The Pain-Driven Design (PDD) methodology requires that, before you start to design for a product or feature, you need to figure out what is causing pain for your users and potential users. The desired outcome of PDD is, predicting pain, then responding to it. PDD enables organizations’ acquisition of knowledge during the discovery phase. Most successful, mature organizations already follow this approach either directly or indirectly—without knowing it’s a pain-driven design process.
Engineering-dominated organizations obtain feedback from their customers, then implement their customers’ requests. Often, stakeholders become biased by customers’ requests or Support or Sales teams’ feedback from the marketplace.

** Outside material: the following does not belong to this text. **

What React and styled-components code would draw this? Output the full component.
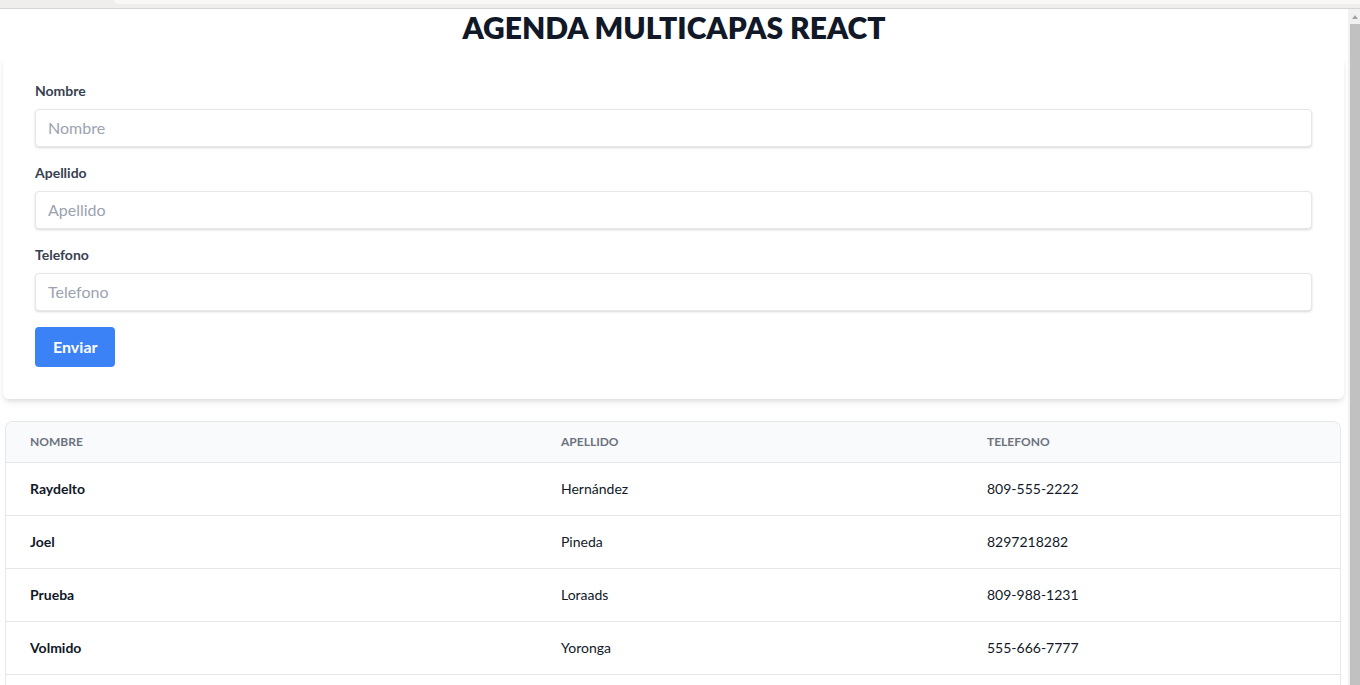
import React from 'react'
import styled, { createGlobalStyle } from 'styled-components'

// agenda: form on top, contact list below, inside a fake browser frame

const GlobalStyle = createGlobalStyle`
    html, body {
        margin: 0;
        padding: 0;
        overflow: hidden;
        background: #ffffff;
        font-family: Lato, "Open Sans", sans-serif;
    }
    * { box-sizing: border-box; }
`

const Frame = styled.div`
    display: flex;
    flex-direction: column;
    width: 1360px;
    height: 685px;
    overflow: hidden;
`

const ChromeStrip = styled.div`
    height: 9px;
    flex-shrink: 0;
    background: #efeeec;
    border-bottom: 1px solid #d4d4d4;
    display: flex;
`

const ChromeTab = styled.div`
    margin-left: 114px;
    flex: 1;
    height: 4px;
    background: #f8f8f7;
    border-bottom-left-radius: 5px;
`

const Viewport = styled.div`
    flex: 1;
    display: flex;
    min-height: 0;
`

const Page = styled.main`
    flex: 1;
    display: flex;
    flex-direction: column;
    min-width: 0;
`

const ScrollTrack = styled.div`
    width: 12px;
    flex-shrink: 0;
    background: #f1f1f1;
    display: flex;
    flex-direction: column;
    align-items: flex-end;
`

const ScrollArrow = styled.div`
    width: 10px;
    height: 15px;
    display: flex;
    align-items: center;
    justify-content: center;
    &::before {
        content: '';
        border-left: 3px solid transparent;
        border-right: 3px solid transparent;
        border-bottom: 4px solid #a3a3a3;
    }
`

const ScrollThumb = styled.div`
    width: 10px;
    flex: 1;
    background: #c1c1c1;
`

const Title = styled.h1`
    margin: 0;
    text-align: center;
    font-size: 30px;
    line-height: 36px;
    font-weight: 800;
    color: #111827;
`

const FormCard = styled.form`
    margin: 12px 4px 0 3px;
    padding: 24px 32px 32px;
    background: #fff;
    border-radius: 6px;
    box-shadow: 0 4px 6px -1px rgba(0, 0, 0, 0.1), 0 2px 4px -1px rgba(0, 0, 0, 0.06);
`

const Field = styled.div`
    margin-bottom: 16px;
`

const Label = styled.label`
    display: block;
    margin-bottom: 8px;
    font-size: 14px;
    line-height: 20px;
    font-weight: 700;
    color: #374151;
`

const Input = styled.input`
    display: block;
    width: 100%;
    padding: 8px 12px;
    font-family: inherit;
    font-size: 16px;
    line-height: 20px;
    color: #374151;
    border: 1px solid #e5e7eb;
    border-radius: 4px;
    box-shadow: 0 1px 3px rgba(0, 0, 0, 0.1), 0 1px 2px rgba(0, 0, 0, 0.06);
    outline: none;
    &::placeholder {
        color: #9ca3af;
    }
`

const Button = styled.button`
    display: block;
    padding: 8px 18px;
    font-family: inherit;
    font-size: 16px;
    line-height: 24px;
    font-weight: 700;
    color: #fff;
    background: #3b82f6;
    border: none;
    border-radius: 4px;
    cursor: pointer;
`

const TableBox = styled.div`
    flex: 1;
    margin: 22px 7px 0 5px;
    border: 1px solid #e5e7eb;
    border-bottom: none;
    border-radius: 8px 8px 0 0;
    overflow: hidden;
`

const Table = styled.table`
    width: 100%;
    border-collapse: collapse;
    table-layout: fixed;
`

const Th = styled.th`
    padding: 12px 24px;
    text-align: left;
    font-size: 12px;
    line-height: 16px;
    font-weight: 700;
    text-transform: uppercase;
    color: #6b7280;
    background: #f9fafb;
    border-bottom: 1px solid #e5e7eb;
`

const Td = styled.td`
    padding: 16px 24px;
    font-size: 14px;
    line-height: 20px;
    font-weight: ${props => props.strong ? 700 : 400};
    color: #111827;
    border-bottom: 1px solid #e5e7eb;
    white-space: nowrap;
`

const contactos = [
    { nombre: 'Raydelto', apellido: 'Hernández', telefono: '809-555-2222' },
    { nombre: 'Joel', apellido: 'Pineda', telefono: '8297218282' },
    { nombre: 'Prueba', apellido: 'Loraads', telefono: '809-988-1231' },
    { nombre: 'Volmido', apellido: 'Yoronga', telefono: '555-666-7777' },
]

export default function App() {
    return (
        <Frame>
            <GlobalStyle />
            <ChromeStrip>
                <ChromeTab />
            </ChromeStrip>
            <Viewport>
                <Page>
                    <Title>AGENDA MULTICAPAS REACT</Title>
                    <FormCard onSubmit={e => e.preventDefault()}>
                        <Field>
                            <Label htmlFor="nombre">Nombre</Label>
                            <Input id="nombre" placeholder="Nombre" />
                        </Field>
                        <Field>
                            <Label htmlFor="apellido">Apellido</Label>
                            <Input id="apellido" placeholder="Apellido" />
                        </Field>
                        <Field>
                            <Label htmlFor="telefono">Telefono</Label>
                            <Input id="telefono" placeholder="Telefono" />
                        </Field>
                        <Button type="submit">Enviar</Button>
                    </FormCard>
                    <TableBox>
                        <Table>
                            <colgroup>
                                <col style={{ width: 531 }} />
                                <col style={{ width: 426 }} />
                                <col />
                            </colgroup>
                            <thead>
                                <tr>
                                    <Th>Nombre</Th>
                                    <Th>Apellido</Th>
                                    <Th>Telefono</Th>
                                </tr>
                            </thead>
                            <tbody>
                                {contactos.map(c => (
                                    <tr key={c.telefono}>
                                        <Td strong>{c.nombre}</Td>
                                        <Td>{c.apellido}</Td>
                                        <Td>{c.telefono}</Td>
                                    </tr>
                                ))}
                            </tbody>
                        </Table>
                    </TableBox>
                </Page>
                <ScrollTrack>
                    <ScrollArrow />
                    <ScrollThumb />
                </ScrollTrack>
            </Viewport>
        </Frame>
    )
}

PDD follows the Lean Startup approach of validating the product early to ensure its success. Both PDD and Lean UX recommend building a hypothesis and validating it with users. However, the key difference between them is the point at which validation occurs. Lean UX teams test their hypothesis through experiments during the course of a sprint cycle. PDD focuses on prediscovery, as Laura Klein suggests in her book UX for Lean Startups. There are many successful examples of teams employing PDD, but the most interesting cases are buffer and Dropbox. Joel Gascoigne, the founder of the buffer, validated his product idea by launching three screens, shown in Figure 7, to understand whether someone would be interested in paying for the idea. He had initially committed to one week and eventually launched the product in seven weeks. You can learn more from Joel Gascoigne’s blog.
Image from The Buffer
A recommended approach to PDD is to focus on problems that are associated with users’ functional jobs rather than on features and functionalities.
Directives of PDD include the following:
Early validation
Seeking external collaborations within the ecosystem
Continuous learning
Disaster prediction
Pain-driven design and development
Conclusion
Integrating PDD into your development process—breaking down the complexity of pain-driven decision-making into actions lets you articulate the differences between predictable problems and unpredictable pain. Actions for quick turnarounds and building hypotheses include: Understand, Consult, Experiment, Analyze, and Learn. You’ll arrive at a process that is similar to Lean UX, but with the flexibility to modify your actions depending on your decisions.